Breath sounds like breath. Breath is breath. It just is.
Sanskrit, the oldest language in the world, spoken some 5,000 years before Christ, gives us the yogic mantra, Soham, which literally translates as “I am [s]he” or “I am that.” In the Brihadaranyaka Upanishad there is a verse that describes how, at the beginning of the universe, the Self became aware of itself as “I” (slightly modified):
In the beginning this universe was the Self alone…
[S]he, the Self, reflected and saw nothing but the Self. [S]he first said,
“I am.” Therefore, [s]he came to be known by the name aham.
The name aham indicates that God experiences itself subjectively as “I.”
In the Old Testament, when Moses meets the burning bush in the wilderness some 3,000 years before Christ, he asks, “Who are you?”

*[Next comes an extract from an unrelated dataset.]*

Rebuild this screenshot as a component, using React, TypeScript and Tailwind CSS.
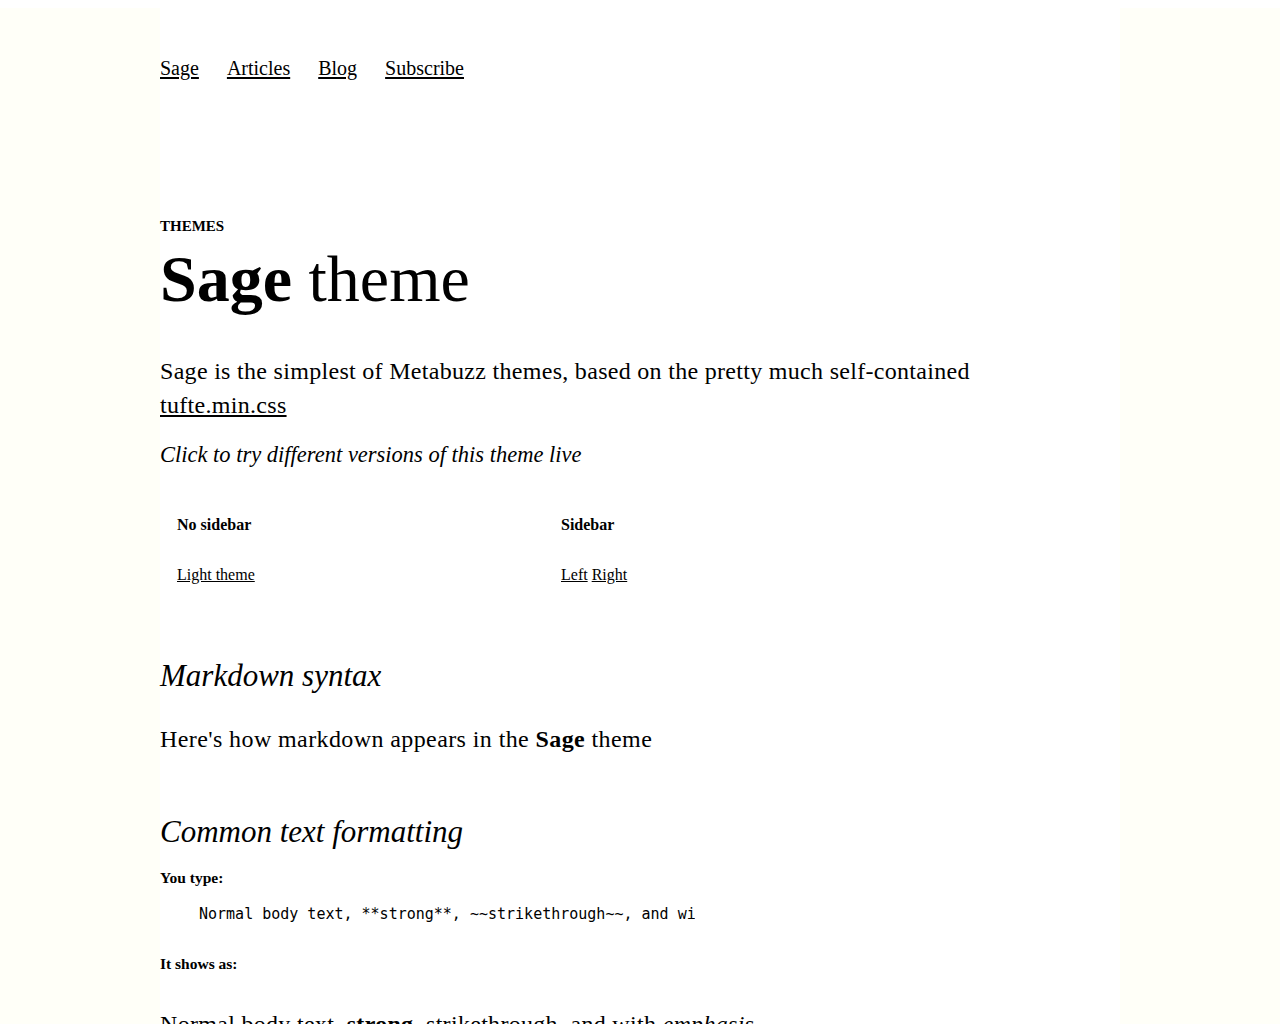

The response is “I am that I am.” Not “I am God” or “I am the creator.” Just “I am that I am.”
Jesus said some 2,000 years ago, “Before Abraham was, I am.” (John 8:58)
Why would the “I am” define itself this way?
The sound of your breath is the same concept. Call it God, call it the creator, call it the universe’s divine force, whatever it is, it is so all-encompassing that it cannot define itself except by itself.
We call this tautology. Defining something by itself. I am that I am. Breath is breath.
Breath is breath. Why do I keep bringing this up? It’s because we can see the shadows of the divine tautological creation all through nature. In the ocean. In your breath.
The ancient Sanskrit word for God – Soham – describes God in two syllables that mean “I am.”
Two syllables. Two beats. In-out. In-out.
Like your breath. Like your heartbeat. Like the ebb and flow of the ocean’s waves. The name of the creation is reflected all throughout nature in these push-pull moments of transference and creation.
I thought about this as I finished my walk along the beach, as I listened to the roar of the ocean reflect back the divine utterance. I thought about how each heartbeat and each breath we breathe are unconscious prayers, connecting us to the source of eternal creation.
Isn’t it magnificent? The sound of our breath is the same sound of our ancient, divine verb “to be.” And that ancient divinity reveals itself as “I am that I am.”
What this means is that the act of being yourself is divine. Existence is all-encompassing. This is why we see the word Soham reflected back through all of our existence. Our breath and our heartbeat reflect back “I” and “am,” which means “existence.” It means “to be.” And our heartbeats and our breath are the key fires of our existence. Each breath sings “I am. I exist.”
I am that I am. Your existence is boundless. Any attempt to define “I am” for yourself, with anything other than “I am,” will be confusing.
Don’t let yourself be defined in confusing terms. Don’t allow yourself to be boxed in by any definition that removes a single element of your boundless self. Instead, listen to your breath.
Each breath you take, repeat the ancient phrase, Soham, “I am that I am.” You are what you are. Embrace your limitlessness. Embrace your divinity. God is within you.